Boutique investment bank Greenhill & Company has tapped five members of Lehman Brothers' placement team to launch its own private placement service. Christopher Kirsten, global head of Lehman's private fund marketing group since 2003, will direct the division. He resigned from Lehman earlier this month, just two months after Lehman appointed UBS placement head Mark Bourgeois to oversee its combined alternative investment marketing teams. Before Lehman, Kirsten was a senior member of Deutsche Bank's private equity finance group. To round out the unit, Greenhill has also hired Lehman's Patrick Dunleavy, Neil Banta, Dave Brown and Meghan Kelly. Greenhill's Kirsten-led group will focus primarily on raising capital for third-party firms, although the unit will sometimes assist Greenhill's own private equity operations.

James Hawkes, former chairman and chief executive of investment manager Eaton Vance, has joined the board of New York-based alternative investment firm Central Park Group. Central Park co-founder Greg Brousseau said that under Hawkes' 11 years of leadership, Eaton Vance developed “a lot of innovative products and solutions” while assets under management grew from $17 billion to $160 billion. Hawkes will join other Central Park board members including Kenneth Whitney, senior managing director at The Blackstone Group, and Steven Guterman, head of business development at asset manager AIG Investments. “We use them as a sounding board,” said Brousseau. “For a small company, we've got a lot of intellectual fire power.”

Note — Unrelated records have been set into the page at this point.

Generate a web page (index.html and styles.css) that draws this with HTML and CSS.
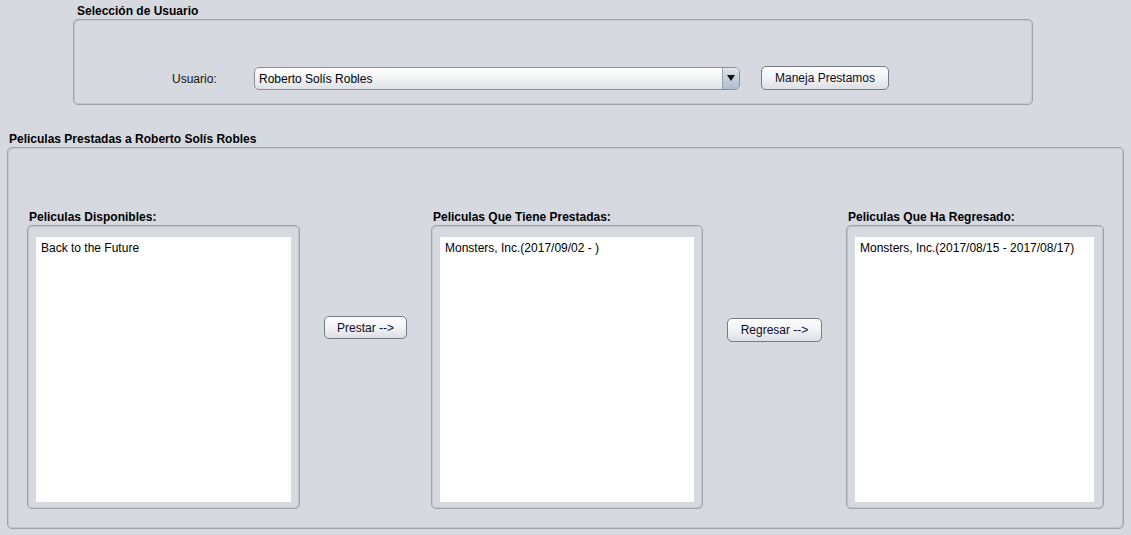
FILE: index.html
```html
<!DOCTYPE html>
<html lang="es">
<head>
<meta charset="utf-8">
<title>Prestamos</title>
<link rel="stylesheet" href="styles.css">
</head>
<body>
  <section class="user-section">
    <div class="group-title user-title">Selección de Usuario</div>
    <div class="group-box user-box">
      <div class="user-row">
        <span class="user-label">Usuario:</span>
        <div class="combo">
          <span class="combo-text">Roberto Solís Robles</span>
          <span class="combo-arrow"><span class="tri"></span></span>
        </div>
        <button class="btn btn-maneja">Maneja Prestamos</button>
      </div>
    </div>
  </section>

  <section class="loan-section">
    <div class="group-title loan-title">Peliculas Prestadas a Roberto Solís Robles</div>
    <div class="group-box loan-box">
      <div class="loan-grid">
        <div class="col">
          <div class="sub-title">Peliculas Disponibles:</div>
          <div class="sub-box">
            <ul class="list"><li>Back to the Future</li></ul>
          </div>
        </div>
        <div class="mid mid-1">
          <button class="btn btn-prestar">Prestar --&gt;</button>
        </div>
        <div class="col">
          <div class="sub-title">Peliculas Que Tiene Prestadas:</div>
          <div class="sub-box">
            <ul class="list"><li>Monsters, Inc.(2017/09/02 - )</li></ul>
          </div>
        </div>
        <div class="mid mid-2">
          <button class="btn btn-regresar">Regresar --&gt;</button>
        </div>
        <div class="col col-3">
          <div class="sub-title">Peliculas Que Ha Regresado:</div>
          <div class="sub-box sub-box-3">
            <ul class="list"><li>Monsters, Inc.(2017/08/15 - 2017/08/17)</li></ul>
          </div>
        </div>
      </div>
    </div>
  </section>
</body>
</html>
```

FILE: styles.css
```css
* { box-sizing: border-box; }

html, body {
  margin: 0;
  padding: 0;
  background: #d6d9df;
  width: 1131px;
  height: 535px;
  overflow: hidden;
  font-family: "Liberation Sans", Arial, sans-serif;
  font-size: 12px;
  color: #000;
}

.group-title {
  font-weight: bold;
  line-height: 15px;
  height: 15px;
  color: #000;
  white-space: nowrap;
}

.group-box {
  border: 1px solid #9fa2a9;
  border-radius: 5px;
  box-shadow: inset 1px 1px 0 #c3c6cc, inset -1px -1px 0 #c3c6cc;
}

/* top section */
.user-section {
  padding-top: 4px;
  padding-left: 73px;
}
.user-title { padding-left: 4px; }
.user-box {
  width: 960px;
  height: 86px;
  padding: 46px 0 0 98px;
}
.user-row {
  display: flex;
  align-items: center;
  height: 24px;
}
.user-label {
  width: 82px;
  color: #111;
  padding-top: 1px;
}
.combo {
  width: 486px;
  height: 23px;
  display: flex;
  align-items: stretch;
  border: 1px solid #8a9099;
  border-radius: 5px;
  background: linear-gradient(#fdfdfe, #f1f3f5 50%, #dde1e7);
  overflow: hidden;
}
.combo-text {
  flex: 1;
  padding-left: 4px;
  line-height: 22px;
}
.combo-arrow {
  width: 17px;
  border-left: 1px solid #98a3b1;
  background: linear-gradient(#dfe6ee, #c3cedb 55%, #aebccd);
  display: flex;
  align-items: center;
  justify-content: center;
}
.tri {
  width: 0;
  height: 0;
  border-left: 4px solid transparent;
  border-right: 4px solid transparent;
  border-top: 6px solid #111;
}

.btn {
  font-family: "Liberation Sans", Arial, sans-serif;
  font-size: 12px;
  color: #0d0d26;
  border: 1px solid #767b85;
  border-radius: 5px;
  background: linear-gradient(#fdfdfe, #f3f4f6 45%, #dcdfe5);
  padding: 1px 0 0 0;
  height: 24px;
  line-height: 21px;
  text-align: center;
}
.btn-maneja {
  width: 128px;
  margin-left: 21px;
}

/* bottom section */
.loan-section {
  margin-top: 27px;
}
.loan-title { padding-left: 9px; }
.loan-box {
  margin-left: 7px;
  width: 1117px;
  height: 382px;
  padding: 62px 0 0 19px;
}
.loan-grid {
  display: grid;
  grid-template-columns: 273px 131px 272px 143px 258px;
}
.sub-title {
  font-weight: bold;
  line-height: 15px;
  height: 15px;
  padding-left: 2px;
  white-space: nowrap;
}
.sub-box {
  height: 284px;
  border: 1px solid #9fa2a9;
  border-radius: 5px;
  box-shadow: inset 1px 1px 0 #c3c6cc, inset -1px -1px 0 #c3c6cc;
  padding: 11px 8px 6px 8px;
}
.sub-box-3 { padding-right: 9px; }
.list {
  list-style: none;
  margin: 0;
  padding: 4px 0 0 5px;
  background: #fff;
  height: 100%;
}
.list li {
  line-height: 15px;
  white-space: nowrap;
  color: #000;
}

.mid {
  display: flex;
  flex-direction: column;
  align-items: center;
}
.mid-1 { padding-top: 106px; }
.mid-2 { padding-top: 108px; }
.btn-prestar { width: 83px; height: 23px; line-height: 20px; }
.btn-regresar { width: 95px; }
```
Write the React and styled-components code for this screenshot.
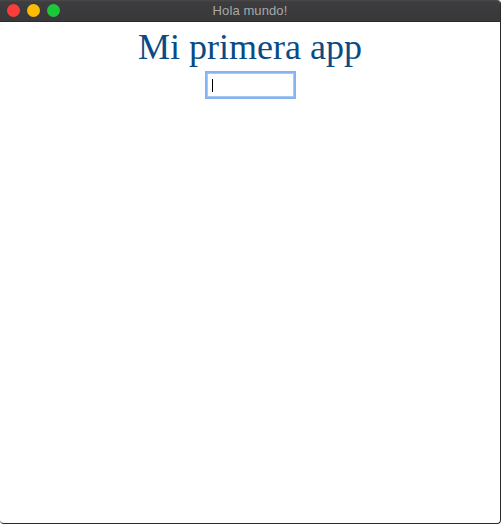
import React from "react";
import styled, { createGlobalStyle } from "styled-components";

const Global = createGlobalStyle`
  html, body { margin: 0; padding: 0; background: #ffffff; }
  body { width: 501px; height: 524px; overflow: hidden; }
`;

const Window = styled.div`
  box-sizing: border-box;
  width: 501px;
  height: 524px;
  display: flex;
  flex-direction: column;
  background: #ffffff;
  border-right: 1px solid #2a2a2a;
  border-bottom: 1px solid #2a2a2a;
  border-radius: 0 4px 4px 4px;
  overflow: hidden;
`;

const TitleBar = styled.div`
  position: relative;
  height: 22px;
  flex: none;
  display: flex;
  align-items: center;
  justify-content: center;
  background: linear-gradient(#4a4a4c 0, #3d3d3f 2px, #38383a 100%);
  border-bottom: 1px solid #2c2c2e;
  box-sizing: border-box;
`;

const Lights = styled.div`
  position: absolute;
  left: 7px;
  top: 4px;
  display: flex;
  gap: 7px;
`;

const Light = styled.span`
  width: 13px;
  height: 13px;
  border-radius: 50%;
  background: ${(p) => p.$color};
`;

const Title = styled.span`
  font-family: "Liberation Sans", Arial, sans-serif;
  font-size: 13px;
  color: #a8a8a8;
  letter-spacing: 0.1px;
`;

const Content = styled.main`
  flex: 1;
  display: flex;
  flex-direction: column;
  align-items: center;
`;

const Heading = styled.h1`
  margin: 5px 0 0;
  font-family: "Liberation Serif", "Times New Roman", serif;
  font-weight: normal;
  font-size: 36px;
  line-height: 41px;
  color: #0a4b83;
`;

const Field = styled.div`
  position: relative;
  margin-top: 5px;
`;

const Input = styled.input`
  box-sizing: border-box;
  display: block;
  width: 87px;
  height: 24px;
  margin: 0;
  padding: 0 4px;
  border: 1px solid #a9c8f3;
  outline: none;
  box-shadow: 0 0 0 2px #86b3f1;
  background: #ffffff;
  caret-color: transparent;
  font-family: "Liberation Sans", Arial, sans-serif;
  font-size: 13px;
`;

const Caret = styled.span`
  position: absolute;
  left: 5px;
  top: 6px;
  width: 1px;
  height: 13px;
  background: #000000;
  pointer-events: none;
`;

export default function App() {
  return (
    <>
      <Global />
      <Window>
        <TitleBar>
          <Lights>
            <Light $color="#fc3d39" />
            <Light $color="#fdbc00" />
            <Light $color="#19c937" />
          </Lights>
          <Title>Hola mundo!</Title>
        </TitleBar>
        <Content>
          <Heading>Mi primera app</Heading>
          <Field>
            <Input type="text" aria-label="texto" />
            <Caret />
          </Field>
        </Content>
      </Window>
    </>
  );
}
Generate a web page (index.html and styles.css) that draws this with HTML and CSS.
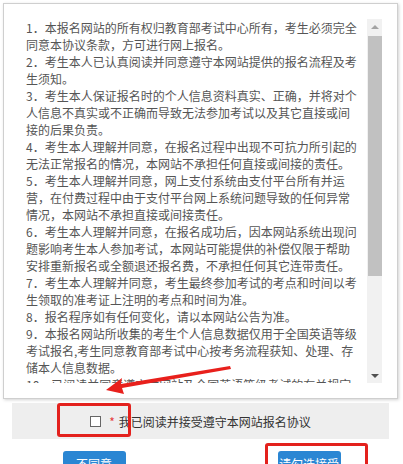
FILE: index.html
```html
<!DOCTYPE html>
<html lang="zh-CN">
<head>
<meta charset="utf-8">
<title>报名协议</title>
<link rel="stylesheet" href="styles.css">
</head>
<body>
<div class="page">
  <div class="agreement">
    <div class="scroll">
      <div class="text">
        <p>1．本报名网站的所有权归教育部考试中心所有，考生必须完全同意本协议条款，方可进行网上报名。</p>
        <p>2．考生本人已认真阅读并同意遵守本网站提供的报名流程及考生须知。</p>
        <p>3．考生本人保证报名时的个人信息资料真实、正确，并将对个人信息不真实或不正确而导致无法参加考试以及其它直接或间接的后果负责。</p>
        <p>4．考生本人理解并同意，在报名过程中出现不可抗力所引起的无法正常报名的情况，本网站不承担任何直接或间接的责任。</p>
        <p>5．考生本人理解并同意，网上支付系统由支付平台所有并运营，在付费过程中由于支付平台网上系统问题导致的任何异常情况，本网站不承担直接或间接责任。</p>
        <p>6．考生本人理解并同意，在报名成功后，因本网站系统出现问题影响考生本人参加考试，本网站可能提供的补偿仅限于帮助安排重新报名或全额退还报名费，不承担任何其它连带责任。</p>
        <p>7．考生本人理解并同意，考生最终参加考试的考点和时间以考生领取的准考证上注明的考点和时间为准。</p>
        <p>8．报名程序如有任何变化，请以本网站公告为准。</p>
        <p>9．本报名网站所收集的考生个人信息数据仅用于全国英语等级考试报名,考生同意教育部考试中心按考务流程获知、处理、存储本人信息数据。</p>
        <p>10．已阅读并同意遵守本网站及全国英语等级考试的有关规定和要求。</p>
      </div>
      <div class="scrollbar">
        <div class="sb-btn"><span class="tri-up"></span></div>
        <div class="sb-track"><div class="sb-thumb"></div></div>
        <div class="sb-btn"><span class="tri-down"></span></div>
      </div>
    </div>
  </div>
  <div class="confirm">
    <label class="agree"><input type="checkbox" class="check"><span class="star">*</span><span class="label">我已阅读并接受遵守本网站报名协议</span></label>
  </div>
  <div class="actions">
    <button class="btn">不同意</button>
    <button class="btn">请勾选接受</button>
  </div>
  <svg class="arrow" width="140" height="30" viewBox="0 0 140 30">
    <path d="M2 26 L18 14 L17 20 L126 2 L127 5 L18 24 L20 30 Z" fill="#e8201c"/>
  </svg>
  <div class="mark mark-check"></div>
  <div class="mark mark-accept"></div>
</div>
</body>
</html>
```
FILE: styles.css
```css
html, body {
  margin: 0;
  padding: 0;
  background: #fff;
}
body {
  font-family: "Noto Sans CJK SC", "Microsoft YaHei", sans-serif;
}
.page {
  position: relative;
  width: 403px;
  height: 464px;
  overflow: hidden;
  padding-top: 3px;
  box-sizing: border-box;
}
.agreement {
  margin-left: 3px;
  width: 395px;
  box-sizing: border-box;
  border: 1px solid #cfcfcf;
  padding: 15px;
  background: #fff;
  box-shadow: 1px 1px 3px rgba(0, 0, 0, 0.18);
}
.scroll {
  display: flex;
  height: 364px;
  overflow: hidden;
}
.text {
  width: 348px;
  box-sizing: border-box;
  padding: 0 8px 0 7px;
  font-size: 12px;
  line-height: 17px;
  color: #555;
}
.text p {
  margin: 0;
}
.scrollbar {
  width: 15px;
  display: flex;
  flex-direction: column;
  background: #f1f1f1;
}
.sb-btn {
  height: 15px;
  display: flex;
  align-items: center;
  justify-content: center;
}
.tri-up {
  width: 0;
  height: 0;
  border-left: 4px solid transparent;
  border-right: 4px solid transparent;
  border-bottom: 4px solid #a3a3a3;
}
.tri-down {
  width: 0;
  height: 0;
  border-left: 4px solid transparent;
  border-right: 4px solid transparent;
  border-top: 4px solid #505050;
}
.sb-track {
  flex: 1;
  padding: 2px 0 0 1px;
}
.sb-thumb {
  height: 240px;
  width: 14px;
  background: #c1c1c1;
}
.confirm {
  margin: 4px 0 0 12px;
  width: 377px;
  height: 36px;
  background: #eeeeee;
  display: flex;
  align-items: center;
  justify-content: center;
}
.agree {
  display: flex;
  align-items: center;
  font-size: 12px;
  color: #333;
}
.check {
  appearance: none;
  -webkit-appearance: none;
  margin: 0 8px 0 0;
  width: 11px;
  height: 11px;
  border: 1px solid #666;
  background: #fff;
  box-sizing: border-box;
}
.star {
  color: #e53b3b;
  margin-right: 4px;
  font-size: 12px;
}
.label {
  color: #333;
}
.actions {
  margin-top: 12px;
  display: flex;
  justify-content: center;
  gap: 152px;
  padding-right: 0;
}
.btn {
  width: 63px;
  height: 26px;
  padding: 0;
  border: none;
  border-radius: 3px;
  background: #2a86d3;
  color: #fff;
  font-family: "Noto Sans CJK SC", sans-serif;
  font-size: 12px;
  line-height: 24px;
}
.arrow {
  position: absolute;
  left: 104px;
  top: 364px;
}
.mark {
  position: absolute;
  border: 3px solid #e3211d;
  border-radius: 3px;
  box-sizing: border-box;
}
.mark-check {
  left: 57px;
  top: 403px;
  width: 74px;
  height: 34px;
}
.mark-accept {
  left: 265px;
  top: 443px;
  width: 103px;
  height: 30px;
}
```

Former US Airways president Rakesh Gangwal has joined the $17 billion (€26 billion) Teachers' Private Capital as a senior advisor – the first in a series of hires Teachers' plans to make. Gangwal will be based in New York and responsible for sourcing and evaluating technology and business services transactions for the private equity division of the Ontario Teachers' Pension Plan. He was previously chairman, president and chief executive of travel technologies company Worldspan Technologies, before which he led US Airways Group for five years and held senior positions at Air France and United Airlines. Gangwal is the first in a network of advisors comprised of executive business leaders Teachers' is working to establish to beef up its operational expertise, according to a spokeswoman.

Schroders, a UK-based asset management company, has appointed commodities specialist Eric Nelson to help launch its US private equity operations, which should open sometime in the next 24 months. The private equity direct investment platform will be part of Schroder Investment Management Group, with the firm's UK investment team managing US operations remotely. Schroders' private equity background extends to the 1983 establishment of Schroder Ventures, now known as Permira, and Schroder Ventures International Investment Trust, now SVG Capital. The firm currently has $3 billion (€1.9 billion) in private equity assets under management, said Allen.

In the June 2008 edition of Private Equity International, we ran a feature called “Initiators of Change”. Within this feature, the entry for Robert Herz of the Financial Standards Accounting Board (FASB) claimed that American Capital Strategies had reported a loss of $813 million in the first quarter of this year as a result of implementing fair value accounting. In fact, the loss was $180 million. We would like to apologise for the error.